Web page code records:
**********

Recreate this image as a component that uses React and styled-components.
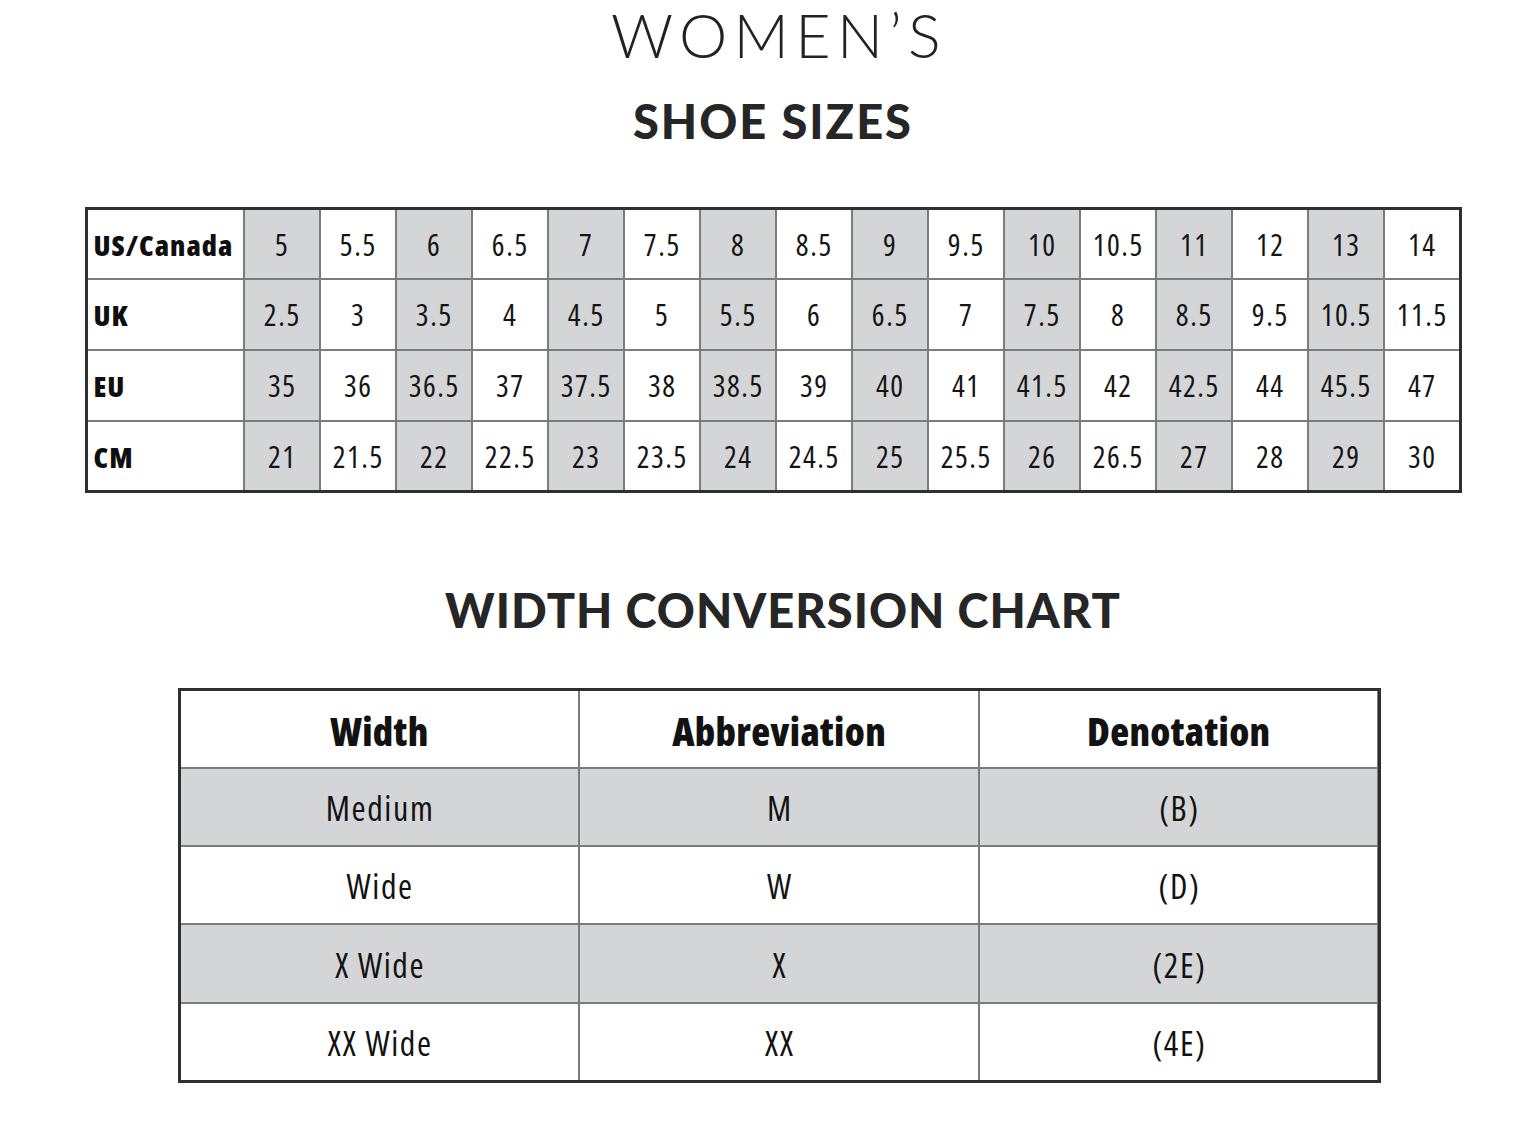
import React from "react";
import styled, { createGlobalStyle } from "styled-components";

const Global = createGlobalStyle`
  html, body { margin: 0; padding: 0; background: #fff; }
  body { font-family: "Liberation Sans", Arial, sans-serif; color: #1d1d1d; }
`;

const Page = styled.main`
  width: 1526px;
  min-height: 1145px;
  box-sizing: border-box;
  padding: 0 0 0 20px;
  display: flex;
  flex-direction: column;
  align-items: center;
`;

const Title = styled.h1`
  margin: 0;
  font-family: Lato, "Open Sans", sans-serif;
  font-weight: 300;
  font-size: 61px;
  line-height: 70px;
  letter-spacing: 6.3px;
  color: #222;
  padding-left: 12px;
`;

const Heading = styled.h2`
  margin: ${(p) => p.$top}px 0 0;
  font-family: Lato, "Open Sans", sans-serif;
  font-weight: 900;
  font-size: ${(p) => p.$size || 47}px;
  line-height: 56px;
  letter-spacing: ${(p) => p.$ls || 1}px;
  color: #262626;
  padding-left: ${(p) => p.$shift || 0}px;
`;

const condensed = `
  font-family: "Open Sans", "DejaVu Sans Condensed", "DejaVu Sans", sans-serif;
  font-stretch: 75%;
`;

const SizeGrid = styled.div`
  margin-top: ${(p) => p.$top}px;
  display: grid;
  grid-template-columns: 155px repeat(16, 74px);
  grid-template-rows: 68px 69px 69px 68px;
  gap: 2px;
  background: #7b7b7b;
  border: 3px solid #2f2f2f;
`;

const Cell = styled.div`
  background: ${(p) => (p.$shade ? "#d4d5d7" : "#ffffff")};
  display: flex;
  align-items: center;
  justify-content: center;
  ${condensed}
  font-size: 30px;
  letter-spacing: 1.6px;
  text-indent: 1.6px;
  color: #141414;
`;

const LabelCell = styled(Cell)`
  justify-content: flex-start;
  padding-left: 6px;
  font-weight: 800;
  font-size: 29px;
  letter-spacing: 1px;
  text-indent: 0;
  color: #0f0f0f;
`;

const WidthGrid = styled.div`
  margin-top: ${(p) => p.$top}px;
  width: 1203px;
  box-sizing: border-box;
  display: grid;
  grid-template-columns: repeat(3, 1fr);
  grid-template-rows: 76px 76px 76px 77px 76px;
  gap: 2px;
  background: #7b7b7b;
  border: 3px solid #2f2f2f;
  margin-left: 12px;
`;

const WCell = styled.div`
  background: ${(p) => (p.$shade ? "#d4d5d7" : "#ffffff")};
  display: flex;
  align-items: center;
  justify-content: center;
  ${condensed}
  font-size: ${(p) => (p.$head ? 39 : 34)}px;
  font-weight: ${(p) => (p.$head ? 800 : 400)};
  letter-spacing: ${(p) => (p.$head ? 0.3 : 1.6)}px;
  text-indent: ${(p) => (p.$head ? 0.3 : 1.6)}px;
  color: #121212;
  padding-top: 2px;
`;

const rows = [
  ["US/Canada", ["5", "5.5", "6", "6.5", "7", "7.5", "8", "8.5", "9", "9.5", "10", "10.5", "11", "12", "13", "14"]],
  ["UK", ["2.5", "3", "3.5", "4", "4.5", "5", "5.5", "6", "6.5", "7", "7.5", "8", "8.5", "9.5", "10.5", "11.5"]],
  ["EU", ["35", "36", "36.5", "37", "37.5", "38", "38.5", "39", "40", "41", "41.5", "42", "42.5", "44", "45.5", "47"]],
  ["CM", ["21", "21.5", "22", "22.5", "23", "23.5", "24", "24.5", "25", "25.5", "26", "26.5", "27", "28", "29", "30"]],
];

const widths = [
  ["Medium", "M", "(B)"],
  ["Wide", "W", "(D)"],
  ["X Wide", "X", "(2E)"],
  ["XX Wide", "XX", "(4E)"],
];

export default function App() {
  return (
    <>
      <Global />
      <Page>
        <Title>WOMEN’S</Title>
        <Heading $top={23} $ls={2}>SHOE SIZES</Heading>
        <SizeGrid $top={58}>
          {rows.map(([label, vals]) => (
            <React.Fragment key={label}>
              <LabelCell>{label}</LabelCell>
              {vals.map((v, i) => (
                <Cell key={i} $shade={i % 2 === 0}>{v}</Cell>
              ))}
            </React.Fragment>
          ))}
        </SizeGrid>
        <Heading $top={89} $shift={20} $size={47}>WIDTH CONVERSION CHART</Heading>
        <WidthGrid $top={50}>
          <WCell $head>Width</WCell>
          <WCell $head>Abbreviation</WCell>
          <WCell $head>Denotation</WCell>
          {widths.map((r, ri) =>
            r.map((v, ci) => (
              <WCell key={`${ri}-${ci}`} $shade={ri % 2 === 0}>{v}</WCell>
            ))
          )}
        </WidthGrid>
      </Page>
    </>
  );
}
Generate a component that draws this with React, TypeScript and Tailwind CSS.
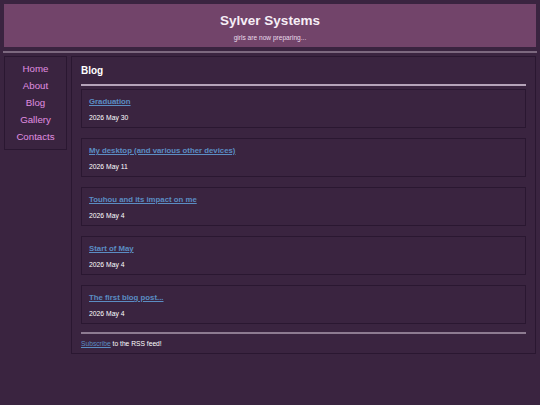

**********

▸ **Prompt**:
Search the preceding listing for the word "components" and pull out every line that holds it.

▸ **Solution**:
Recreate this image as a component that uses React and styled-components.
import styled, { createGlobalStyle } from "styled-components";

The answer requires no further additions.